‹…› Когда я, после нескольких картин — самостоятельных и с другими режиссерами, — оказался во временном простое, Александр Васильевич, видимо, хлебнув горя с другими художниками, как-то ухарски подмигнул мне при встрече. И каким-то рыдающим голосом, пересилив себя, просительно произнес: «Женьк! Ну давай напоследок оторвем с тобой еще картинку!.. А?» Делать было нечего (и в буквальном и в переносном смысле). Я обещал ему «ночку» ‹…›
Это опять оказалась басня. И опять Михалкова. Но на этот раз вульгарно-социологические мотивировки, как и политические, отсутствовали.
Речь шла о вреде курения. Это была басня «Трубка и медведь». В принципе, она была решаема. Не возникало видимых опасностей в ее трактовке. Я без трудностей справился с ней. Немного перетяжелил фона в летнем лесу. Но в общем она была стилистически цельной и мастерски сделанной. Когда появился вечерний кадр избушки лесника, в зале зааплодировали — свои, квалифицированные зрители. Ничто в картине не раздражало.
Когда колдовали над режиссерским сценарием и раскадровкой, показалось, что педагогический эффект басни, придуманный Михалковым, невелик. В. Лалаянц нахально предложил «убить его, к чертовой матери». Подумали: а что если убить, действительно — пусть помрет от табачища!..
А то так каждый покурит, покурит, а когда станет совсем плохо, бросит и пойдет работать в цирк. Ну и что тут такого? Значит, курить можно. Ничего особенного. Обойдется!
И придумали концовку, которую, не дожидаясь вмешательства Михалкова, я снабдил стихотворным подкреплением.
...Когда, по сценарию, полудохлого Медведя привозил на дровнях в сторожку лесник, возникал диалог:
— Что привез из леса, Федя? (Это Лесничиха.)
— Что привез? Привез медведя!..
— Настоящий?..
— Настоящий!

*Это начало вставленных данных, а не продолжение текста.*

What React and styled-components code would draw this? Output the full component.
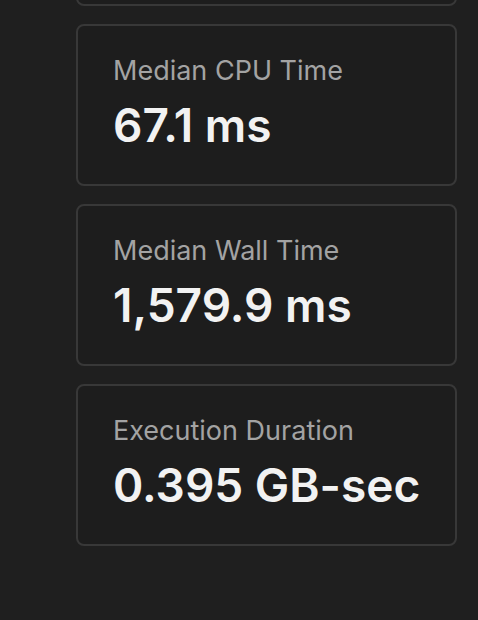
import React from "react";
import styled, { createGlobalStyle } from "styled-components";

const Global = createGlobalStyle`
  html, body { margin: 0; padding: 0; background: #1f1f1f; }
  body { font-family: Inter, "Noto Sans", "Liberation Sans", sans-serif; overflow: hidden; }
`;

const Page = styled.div`
  width: 478px;
  height: 620px;
  overflow: hidden;
  background: #1f1f1f;
  box-sizing: border-box;
  padding: 0 21px 0 76px;
`;

const List = styled.div`
  display: flex;
  flex-direction: column;
  gap: 18px;
  margin-top: -156px;
`;

const Card = styled.div`
  box-sizing: border-box;
  height: 162px;
  border: 2px solid #383838;
  border-radius: 8px;
  background: #1d1d1d;
  padding: 29px 20px 0 35px;
  display: flex;
  flex-direction: column;
  gap: 11px;
`;

const Label = styled.div`
  font-size: 27px;
  line-height: 1.2;
  color: #a3a3a3;
  font-weight: 400;
  white-space: nowrap;
`;

const Value = styled.div`
  font-size: 46px;
  line-height: 1.2;
  color: #f2f2f2;
  font-weight: 600;
  white-space: nowrap;
`;

const stats = [
  { label: "Median CPU Time", value: "67.1 ms" },
  { label: "Median Wall Time", value: "1,579.9 ms" },
  { label: "Execution Duration", value: "0.395 GB-sec" },
];

export default function App() {
  return (
    <>
      <Global />
      <Page>
        <List>
          <Card aria-hidden="true" />
          {stats.map((s) => (
            <Card key={s.label}>
              <Label>{s.label}</Label>
              <Value>{s.value}</Value>
            </Card>
          ))}
        </List>
      </Page>
    </>
  );
}
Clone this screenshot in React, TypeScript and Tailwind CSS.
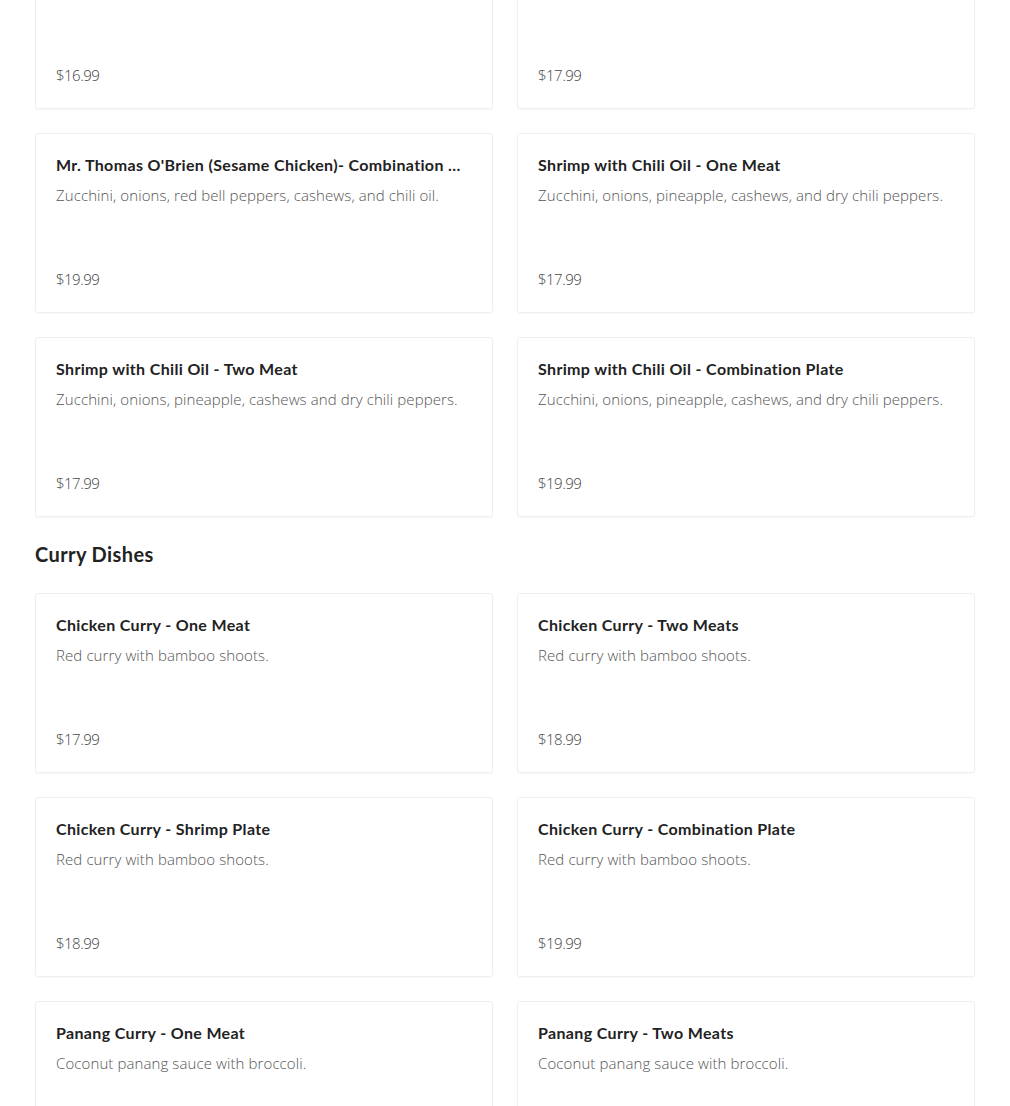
import React from "react";

type Dish = { name: string; desc: string; price: string };

const topRows: Dish[] = [
  { name: "Mr. Thomas O'Brien (Sesame Chicken)- Two Meats", desc: "Zucchini, onions, red bell peppers, cashews, and chili oil.", price: "$16.99" },
  { name: "Shrimp with Chili Oil - Shrimp Plate", desc: "Zucchini, onions, pineapple, cashews, and dry chili peppers.", price: "$17.99" },
  { name: "Mr. Thomas O'Brien (Sesame Chicken)- Combination Plate", desc: "Zucchini, onions, red bell peppers, cashews, and chili oil.", price: "$19.99" },
  { name: "Shrimp with Chili Oil - One Meat", desc: "Zucchini, onions, pineapple, cashews, and dry chili peppers.", price: "$17.99" },
  { name: "Shrimp with Chili Oil - Two Meat", desc: "Zucchini, onions, pineapple, cashews and dry chili peppers.", price: "$17.99" },
  { name: "Shrimp with Chili Oil - Combination Plate", desc: "Zucchini, onions, pineapple, cashews, and dry chili peppers.", price: "$19.99" },
];

const curry: Dish[] = [
  { name: "Chicken Curry - One Meat", desc: "Red curry with bamboo shoots.", price: "$17.99" },
  { name: "Chicken Curry - Two Meats", desc: "Red curry with bamboo shoots.", price: "$18.99" },
  { name: "Chicken Curry - Shrimp Plate", desc: "Red curry with bamboo shoots.", price: "$18.99" },
  { name: "Chicken Curry - Combination Plate", desc: "Red curry with bamboo shoots.", price: "$19.99" },
  { name: "Panang Curry - One Meat", desc: "Coconut panang sauce with broccoli.", price: "$17.99" },
  { name: "Panang Curry - Two Meats", desc: "Coconut panang sauce with broccoli.", price: "$18.99" },
];

function DishCard({ dish }: { dish: Dish }) {
  return (
    <div className="h-[180px] bg-white border border-[#efefef] rounded-[3px] shadow-[0_1px_2px_rgba(0,0,0,0.03)] px-[20px] pt-[20px] pb-[21px] flex flex-col">
      <h3 className="mr-[10px] text-[16px] leading-[22px] font-bold text-[#222] truncate font-['Lato',sans-serif] tracking-[0.35px]">
        {dish.name}
      </h3>
      <p className="mt-[9px] text-[15px] leading-[20px] font-light text-[#555] font-['Open_Sans',sans-serif] tracking-[0.1px]">
        {dish.desc}
      </p>
      <div className="mt-auto text-[15px] leading-[24px] font-light text-[#444] font-['Open_Sans',sans-serif] tracking-[-0.5px]">
        {dish.price}
      </div>
    </div>
  );
}

export default function App() {
  return (
    <div className="bg-white min-h-screen overflow-hidden">
      <div className="w-[940px] ml-[35px] -mt-[71px]">
        <div className="grid grid-cols-2 gap-6">
          {topRows.map((d, i) => (
            <DishCard key={i} dish={d} />
          ))}
        </div>

        <h2 className="mt-[23px] mb-[25px] text-[20px] leading-[28px] font-bold text-[#222] font-['Lato',sans-serif] tracking-[0.4px]">
          Curry Dishes
        </h2>

        <div className="grid grid-cols-2 gap-6">
          {curry.map((d, i) => (
            <DishCard key={i} dish={d} />
          ))}
        </div>
      </div>
    </div>
  );
}
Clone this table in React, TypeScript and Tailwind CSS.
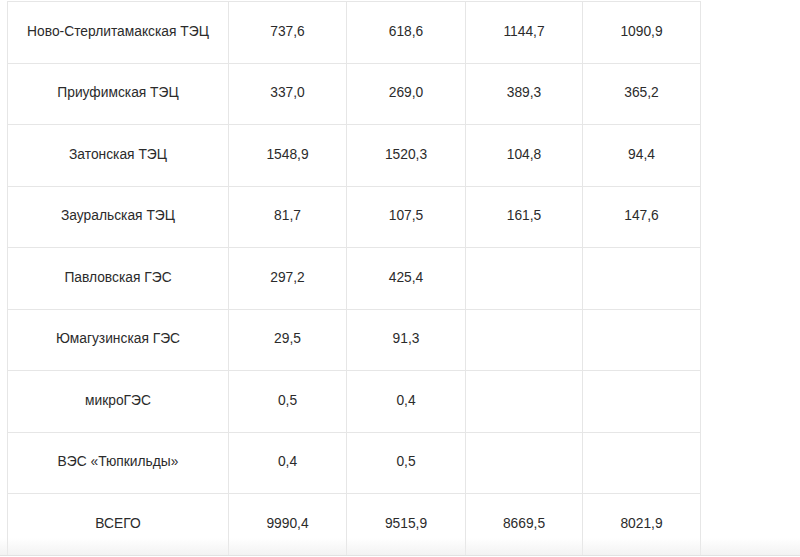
import React from 'react';

type Row = {
  name: string;
  values: string[];
};

const rows: Row[] = [
  { name: 'Ново-Стерлитамакская ТЭЦ', values: ['737,6', '618,6', '1144,7', '1090,9'] },
  { name: 'Приуфимская ТЭЦ', values: ['337,0', '269,0', '389,3', '365,2'] },
  { name: 'Затонская ТЭЦ', values: ['1548,9', '1520,3', '104,8', '94,4'] },
  { name: 'Зауральская ТЭЦ', values: ['81,7', '107,5', '161,5', '147,6'] },
  { name: 'Павловская ГЭС', values: ['297,2', '425,4', '', ''] },
  { name: 'Юмагузинская ГЭС', values: ['29,5', '91,3', '', ''] },
  { name: 'микроГЭС', values: ['0,5', '0,4', '', ''] },
  { name: 'ВЭС «Тюпкильды»', values: ['0,4', '0,5', '', ''] },
  { name: 'ВСЕГО', values: ['9990,4', '9515,9', '8669,5', '8021,9'] },
];

const colWidths = ['w-[221px]', 'w-[118px]', 'w-[119px]', 'w-[117px]', 'w-[118px]'];

export default function App() {
  return (
    <div className="relative h-[557px] w-[800px] overflow-hidden bg-white font-['Liberation_Sans',Arial,sans-serif] text-[#2b2b2b]">
      <div className="pl-[7px] pt-[1px]">
        <table className="border-collapse text-[13.8px]">
          <colgroup>
            {colWidths.map((w, i) => (
              <col key={i} className={w} />
            ))}
          </colgroup>
          <tbody>
            {rows.map((row) => (
              <tr key={row.name} className="h-[61.5px]">
                <td className="border border-[#e6e6e6] px-2 text-center align-middle">{row.name}</td>
                {row.values.map((v, i) => (
                  <td key={i} className="border border-[#e6e6e6] px-2 text-center align-middle">
                    {v}
                  </td>
                ))}
              </tr>
            ))}
          </tbody>
        </table>
      </div>

      {/* bottom scroll shade */}
      <div className="absolute bottom-[1px] left-0 h-[18px] w-full bg-gradient-to-b from-transparent to-[#ececec]/70" />
      <div className="absolute bottom-[1px] left-0 h-px w-full bg-[#e2e2e2]" />
    </div>
  );
}
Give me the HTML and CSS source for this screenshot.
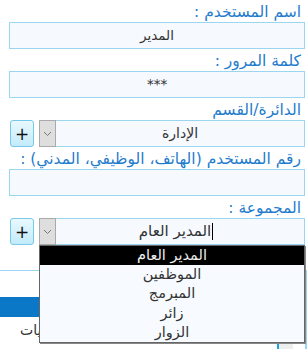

Да к тому ж еще… курящий.
Дальше у Михалкова была проза: «И отвез он его в город, в цирк, и стал медведь там работать», а потом — вывод: он сам начал рычать на курящих.
У нас же последовало написанное мной продолжение:
«Завтра утром, на возу
В город, в цирк его свезу!
Он для них готовый номер!.. (вглядываясь в сани)
Эх! Да он как будто…»
Слово в рифму «помер», угадываемое сразу, не произносилось, а заменялось трагическим аккордом.
И на экране возникал магазин с надписью «Меха»; в середине, за стеклом между двух дверей, стоял в ресторанной позе Медведь. На груди у него была дощечка с надписью «Не курить!»
Придумка была хоть куда! И тактично!
Михалков, придя на студию для разговора по этому поводу, сочетал свой визит с меркантильной его стороной.
У нас в комнате он невозмутимо ознакомился с сюрпризом. Оценив его, видимо, пожалел, что ему самому не пришла в голову столь очевидная концовка, само собой напрашивающаяся; тем не менее сказал: «Стихи плохие! Надо их переделать!»
Мы согласились и сказали: «Это условные стихи. Ждали вас!..»
Он подумал и сказал: Нет, стихи — ничего! Надо только сделать «всех» вместо «них». И еще мне не нравится «Эх!» Коротко подумав, он вдруг вскрикнул высоким голоском: «Тю!» Мы вопросительно посмотрели на него, не понимая. Он объяснил: «Тю! Да он как будто», а не «Эх».
Того обстоятельства, что мы умертвили его героя, он вроде и не заметил! Протянув всем без исключения членам группы руку дощечкой, он ушел.
Картина получила диплом на Британском кинофестивале в 1957 г.
Мигунов Е. Из воспоминаний / Публикация Г. Бородина // Кинограф. № 10. М.: НИИ киноискусства, 2001.